Perry Beeches: second investigation reveals trust breached rules over Labour donation

Perry Beeches: second investigation reveals trust breached rules over Labour donation

An academy trust already under-fire over related party transactions broke the rules when it made a political donation and paid a company owned by a relative of a director for consultancy services, an Education Funding Agency investigation has revealed.

A second inquiry into the Perry Beeches academy trust, which runs five schools in Birmingham, has revealed breaches in the rules over a donation to the Labour Party and payments to the company of the wife of one of the trust’s directors.

The investigation carried out in March and April this year found that Charity Commission regulations were breached by a £5,000 sponsorship of the Labour Finance and Industry Group – a Labour Party affiliate – in January 2014, which has since been re-paid to the trust by Labour.

A further £1,990 was spent between September 2013, and February 2015, for staff or directors to attend “political party fundraising dinners or events”, and £5,000 was earmarked as sponsorship of a political fundraiser, but records show it was never paid.

The investigation also found that funding rules set out in the academies financial handbook had been breached several times, in one instance by a £5,000 consultancy payment to Lampsato Limited, a company controlled by the wife of a director of the trust.

According to Companies House, Lynda Scotson is the sole director of Lampsato. A Stephen William Scotson was listed as a director of Perry Beeches until the end of April this year.

It is the second time the EFA has looked into the finances at Perry Beeches in the past year.

The trust was issued with a financial notice to improve in March after it was investigated over payments of £1.3 million to a private firm called Nexus, which was linked to its former ‘superhead’ and chief executive Liam Nolan and paid him a ‘second salary’. Nolan stood down in May.

The subsequent second investigation has also uncovered funding rules breaches relating to a £15,236 legal bill, part of which was for help with last year’s investigation and which the Education Funding Agency said should have been approved by its officials in advance because the amount spent could be considered “contentious”.

But the agency found that the hiring of a £450-a-day PR company to handle media attention around the first investigation did not breach the rules. No details of how many days the company worked for the trust are available.

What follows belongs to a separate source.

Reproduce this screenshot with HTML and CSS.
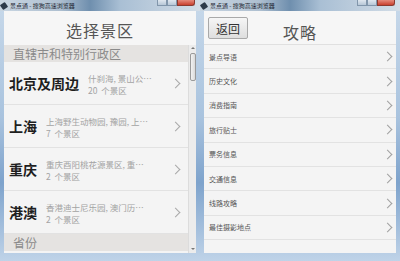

Salary payments to close family members of directors of the trust were also investigated, but were found to be in the same range as other non-related staff in a similar role, and interviews with executive heads revealed the related directors had not been involved in the recruitment process, and as such no breach of the rules was found.

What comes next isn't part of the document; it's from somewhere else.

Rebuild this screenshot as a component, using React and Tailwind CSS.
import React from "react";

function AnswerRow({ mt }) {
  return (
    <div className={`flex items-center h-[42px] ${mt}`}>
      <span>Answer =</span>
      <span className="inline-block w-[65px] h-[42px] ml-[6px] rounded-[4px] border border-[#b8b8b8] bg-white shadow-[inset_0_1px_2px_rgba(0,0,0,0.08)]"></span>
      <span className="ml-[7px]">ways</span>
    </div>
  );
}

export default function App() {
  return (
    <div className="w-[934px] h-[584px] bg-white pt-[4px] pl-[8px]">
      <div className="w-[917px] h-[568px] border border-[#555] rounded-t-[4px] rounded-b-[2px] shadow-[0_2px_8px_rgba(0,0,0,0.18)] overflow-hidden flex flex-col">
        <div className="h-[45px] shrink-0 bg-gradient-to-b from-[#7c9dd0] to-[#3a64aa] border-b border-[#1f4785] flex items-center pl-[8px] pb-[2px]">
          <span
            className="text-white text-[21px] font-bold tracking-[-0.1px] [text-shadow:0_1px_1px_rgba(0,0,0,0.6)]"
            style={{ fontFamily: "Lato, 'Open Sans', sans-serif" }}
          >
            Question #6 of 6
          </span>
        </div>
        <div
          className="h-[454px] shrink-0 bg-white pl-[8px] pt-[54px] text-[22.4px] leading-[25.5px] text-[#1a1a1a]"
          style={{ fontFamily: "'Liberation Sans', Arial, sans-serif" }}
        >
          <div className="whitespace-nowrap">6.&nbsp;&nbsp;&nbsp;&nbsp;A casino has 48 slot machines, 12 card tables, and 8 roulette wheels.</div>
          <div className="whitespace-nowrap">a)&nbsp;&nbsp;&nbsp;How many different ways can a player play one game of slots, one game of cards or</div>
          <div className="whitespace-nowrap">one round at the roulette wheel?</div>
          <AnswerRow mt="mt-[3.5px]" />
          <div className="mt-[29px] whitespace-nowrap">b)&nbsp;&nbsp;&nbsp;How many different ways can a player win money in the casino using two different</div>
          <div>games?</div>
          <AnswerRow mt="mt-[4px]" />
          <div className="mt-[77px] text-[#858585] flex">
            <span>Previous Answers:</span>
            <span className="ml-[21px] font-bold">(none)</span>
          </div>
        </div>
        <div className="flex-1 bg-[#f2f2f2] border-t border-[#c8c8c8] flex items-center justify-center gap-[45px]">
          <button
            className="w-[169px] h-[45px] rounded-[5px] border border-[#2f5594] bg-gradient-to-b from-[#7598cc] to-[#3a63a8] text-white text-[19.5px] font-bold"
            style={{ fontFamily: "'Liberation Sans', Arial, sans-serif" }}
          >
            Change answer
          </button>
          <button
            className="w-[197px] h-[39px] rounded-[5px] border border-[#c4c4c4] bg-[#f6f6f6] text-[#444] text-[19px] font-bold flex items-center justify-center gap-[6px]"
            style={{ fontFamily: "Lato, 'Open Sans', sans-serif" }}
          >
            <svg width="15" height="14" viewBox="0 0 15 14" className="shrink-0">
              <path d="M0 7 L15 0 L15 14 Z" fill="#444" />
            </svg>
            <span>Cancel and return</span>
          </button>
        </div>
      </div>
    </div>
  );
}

In one instance, the investigation found that the nephew of Nolan was employed by the trust as an academic mentor and that although there was no evidence that Nolan had been involved in his recruitment, the evidence suggested that he was involved in determining his starting salary.

However, the agency was not able to determine whether the rules had been broken because Nolan was “not available for interview”.

A subsequent investigation into two £2,700 payments towards the cost of an Open University degree being undertaken by the nephew found that they met the financial handbook rules as continuing professional development of trust employees.

The review concluded that employee records were “insufficient” to evidence fully that directors were not involved in the recruitment of family members, and urged the trust to be “particularly careful to fully record and document the recruitment process followed and evidence that related parties play no part in the process”.

The EFA has ordered the trust to return irregular spending of £2,227 – most of which relates to political spending – to the government and “immediately cease” to provide any form of support for political events or fundraisers.

A joint statement from Perry Beeches chair of trustees Pam Garrington and acting chief executive Paul Wheeler said: “The EFA report relates to historical allegations. Since the investigations, the chief executive officer Liam Nolan has left the trust and the then board of trustees resigned in April 2016.

“Perry Beeches The Academy Trust has a new management structure in place with Paul Wheeler as acting chief executive officer and a new board of trustees appointed in May 2016. Volunteering their services, this new board has been working very closely with the EFA and DfE to move Perry Beeches The Academy Trust and its schools forward to a better future.

“All recommendations in the report have been adopted by the trust.”

A Department for Education spokesperson confirmed the trust had “already put in place an action plan to fix the weaknesses found”.

“We are monitoring progress carefully and continue to work closely with the trust,” she said.

The Labour Party has been approached for comment.